• Task instructions
Search the records below for the word "screenshot". Pull out each line that has it.

-- Start of Task data --

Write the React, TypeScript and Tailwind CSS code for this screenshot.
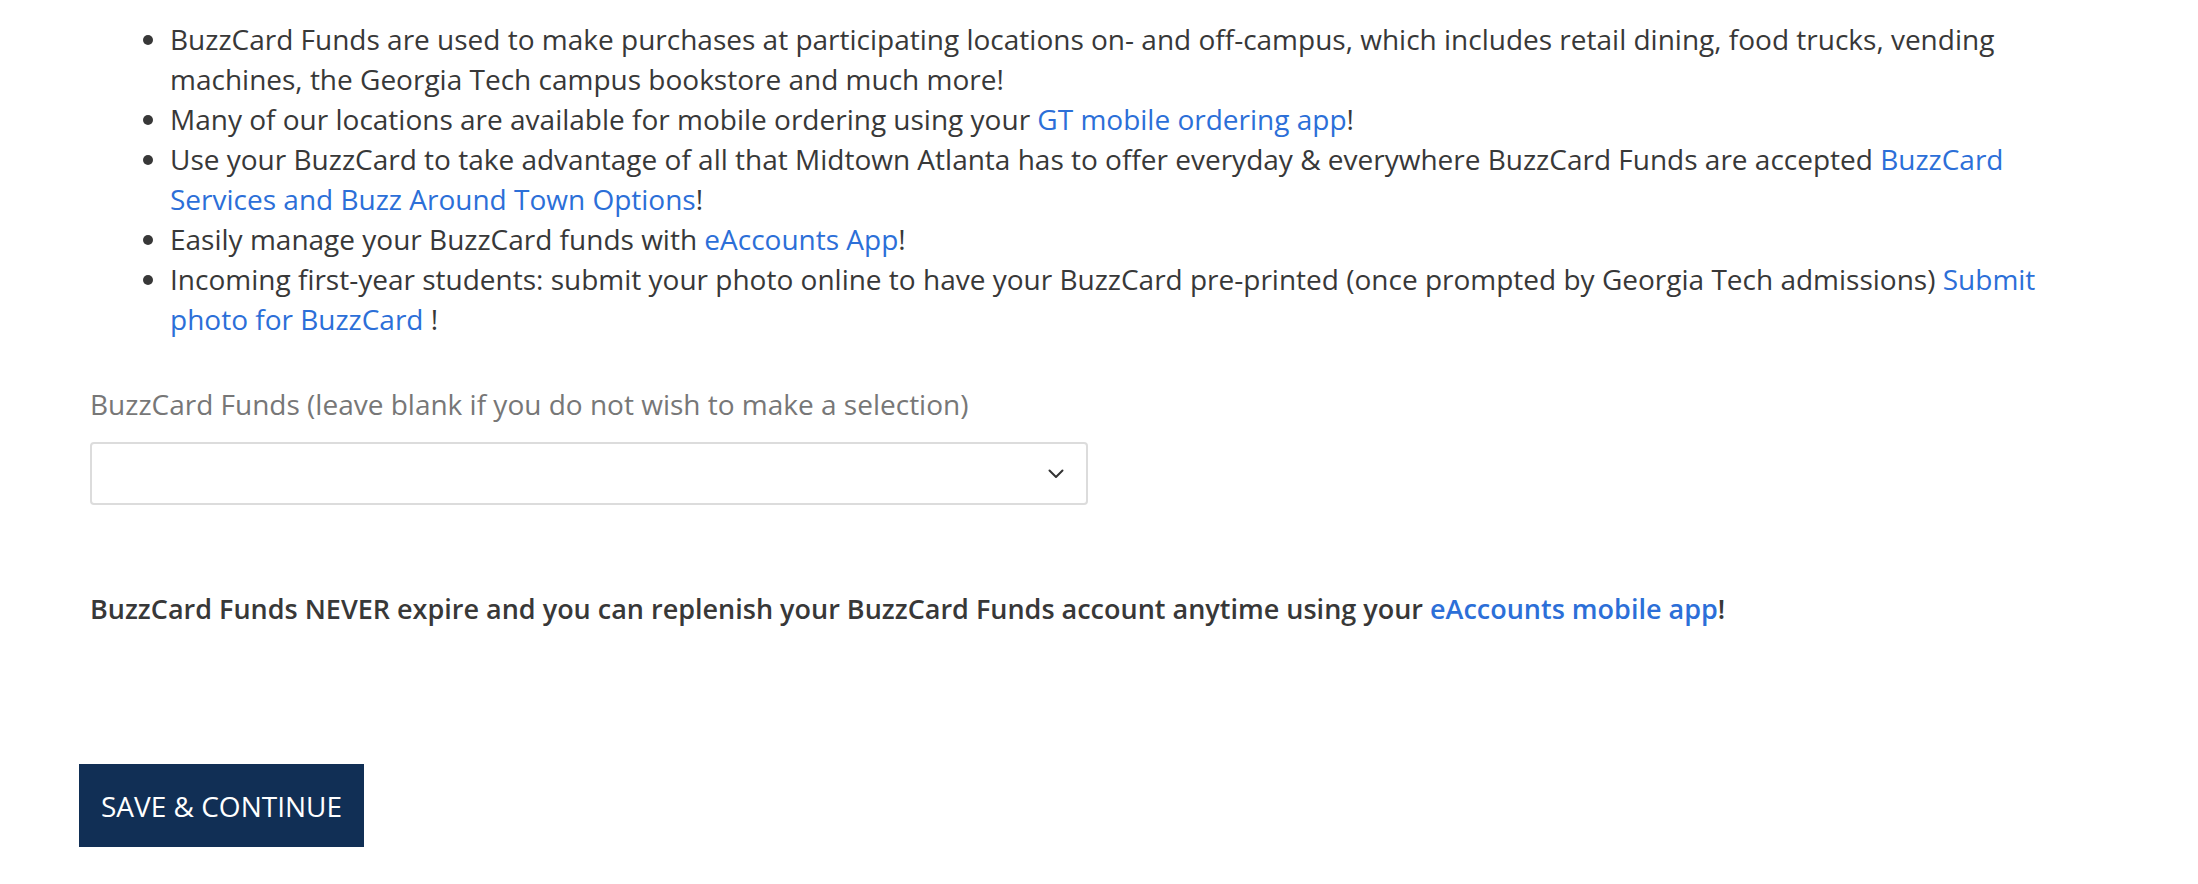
import React from "react";

const Link = ({ children }: { children: React.ReactNode }) => (
  <a href="#" className="text-[#2c6fd8] no-underline">
    {children}
  </a>
);

export default function App() {
  return (
    <div
      className="bg-white min-h-[884px] w-[2198px] pl-[90px] pr-[123px] pt-[19px] text-[#383838]"
      style={{ fontFamily: '"Open Sans", sans-serif' }}
    >
      <ul className="list-disc pl-[80px] text-[28px] leading-[40px]">
        <li>
          BuzzCard Funds are used to make purchases at participating locations on- and off-campus, which includes retail
          dining, food trucks, vending machines, the Georgia Tech campus bookstore and much more!
        </li>
        <li>
          Many of our locations are available for mobile ordering using your <Link>GT mobile ordering app</Link>!
        </li>
        <li>
          Use your BuzzCard to take advantage of all that Midtown Atlanta has to offer everyday &amp; everywhere BuzzCard
          Funds are accepted <Link>BuzzCard Services and Buzz Around Town Options</Link>!
        </li>
        <li>
          Easily manage your BuzzCard funds with <Link>eAccounts App</Link>!
        </li>
        <li>
          Incoming first-year students: submit your photo online to have your BuzzCard pre-printed (once prompted by
          Georgia Tech admissions) <Link>Submit photo for BuzzCard</Link> !
        </li>
      </ul>

      <div className="mt-[45px] text-[28px] leading-[40px] text-[#777777]">
        BuzzCard Funds (leave blank if you do not wish to make a selection)
      </div>
      <div className="mt-[18px] flex h-[63px] w-[998px] items-center justify-end rounded-[4px] border-2 border-[#dcdcdc] bg-white pr-[22px]">
        <svg width="16" height="10" viewBox="0 0 16 10" fill="none">
          <path d="M1.5 1.5L8 8L14.5 1.5" stroke="#333" strokeWidth="2" strokeLinecap="round" strokeLinejoin="round" />
        </svg>
      </div>

      <p className="mt-[84px] text-[27px] font-semibold leading-[40px] text-[#383838]">
        BuzzCard Funds NEVER expire and you can replenish your BuzzCard Funds account anytime using your{" "}
        <Link>eAccounts mobile app</Link>!
      </p>

      <button className="-ml-[11px] mt-[135px] flex h-[83px] w-[285px] items-center justify-center bg-[#112f55] text-[28px] text-white">
        SAVE &amp; CONTINUE
      </button>
    </div>
  );
}
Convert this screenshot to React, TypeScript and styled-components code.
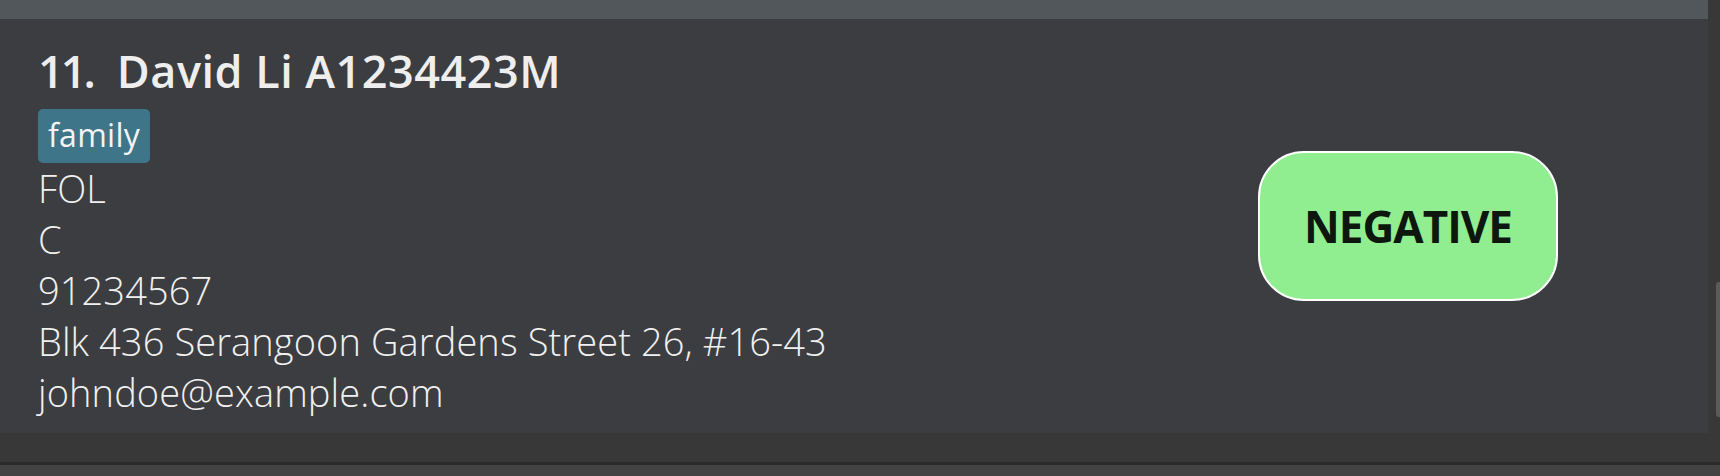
import React from "react"
import styled, { createGlobalStyle } from "styled-components"

const GlobalStyle = createGlobalStyle`
    html, body {
        margin: 0;
        padding: 0;
        background: #383838;
    }
    * {
        box-sizing: border-box;
    }
`

const Window = styled.div`
    width: 1720px;
    height: 476px;
    display: flex;
    flex-direction: column;
    background-color: #383838;
    overflow: hidden;
    font-family: 'Open Sans', 'Noto Sans', sans-serif;
`

const ListArea = styled.div`
    height: 462px;
    display: flex;
`

const ListColumn = styled.div`
    flex: 1;
    display: flex;
    flex-direction: column;
`

const PrevCardTail = styled.div`
    height: 19px;
    background-color: #51575a;
`

const Card = styled.div`
    height: 414px;
    background-color: #3c3d40;
    display: flex;
    align-items: center;
    padding: 0 150px 0 38px;
`

const Info = styled.div`
    flex: 1;
    display: flex;
    flex-direction: column;
    align-self: flex-start;
    padding-top: 21px;
`

const TitleRow = styled.div`
    display: flex;
    align-items: baseline;
    column-gap: 24px;
    font-size: 45px;
    font-weight: 600;
    line-height: 61px;
    color: #eeeeee;
    letter-spacing: 0.5px;
`

const Index = styled.span`
    letter-spacing: -3px;
`

const Tags = styled.div`
    display: flex;
    column-gap: 8px;
    margin-top: 8px;
`

const Tag = styled.span`
    background-color: #3e7589;
    color: #f3f3f3;
    border-radius: 5px;
    height: 54px;
    padding: 0 10px;
    font-size: 32px;
    line-height: 52px;
    letter-spacing: 0.3px;
`

const Field = styled.div`
    font-size: 38px;
    font-weight: 300;
    line-height: 51px;
    color: #f0f0f0;
    letter-spacing: 0.1px;
`

const Badge = styled.div`
    width: 300px;
    height: 150px;
    border: 2px solid #ffffff;
    border-radius: 46px;
    background-color: #90ee90;
    display: flex;
    justify-content: center;
    align-items: center;
    font-size: 44px;
    font-weight: 700;
    color: #0e170e;
    letter-spacing: -1px;
`

const ScrollTrack = styled.div`
    width: 12px;
    background-color: #383838;
    padding-top: 282px;
    display: flex;
    justify-content: flex-end;
`

const ScrollThumb = styled.div`
    width: 4px;
    height: 135px;
    background-color: #5b5b5b;
    border-radius: 3px 0 0 3px;
`

const Divider = styled.div`
    height: 3px;
    background-color: #2b2b2b;
`

const Footer = styled.div`
    flex: 1;
    background-color: #434343;
`

const person = {
    index: 11,
    name: "David Li A1234423M",
    tags: ["family"],
    fields: ["FOL", "C", "91234567", "Blk 436 Serangoon Gardens Street 26, #16-43", "johndoe@example.com"],
    status: "NEGATIVE",
}

const App: React.FC = () => {
    return (
        <Window>
            <GlobalStyle />
            <ListArea>
                <ListColumn>
                    <PrevCardTail />
                    <Card>
                        <Info>
                            <TitleRow>
                                <Index>{person.index}.</Index>
                                <span>{person.name}</span>
                            </TitleRow>
                            <Tags>
                                {person.tags.map((tag) => (
                                    <Tag key={tag}>{tag}</Tag>
                                ))}
                            </Tags>
                            {person.fields.map((field) => (
                                <Field key={field}>{field}</Field>
                            ))}
                        </Info>
                        <Badge>{person.status}</Badge>
                    </Card>
                </ListColumn>
                <ScrollTrack>
                    <ScrollThumb />
                </ScrollTrack>
            </ListArea>
            <Divider />
            <Footer />
        </Window>
    )
}

export default App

-- End of Task data --

• The result
Write the React, TypeScript and Tailwind CSS code for this screenshot.
Convert this screenshot to React, TypeScript and styled-components code.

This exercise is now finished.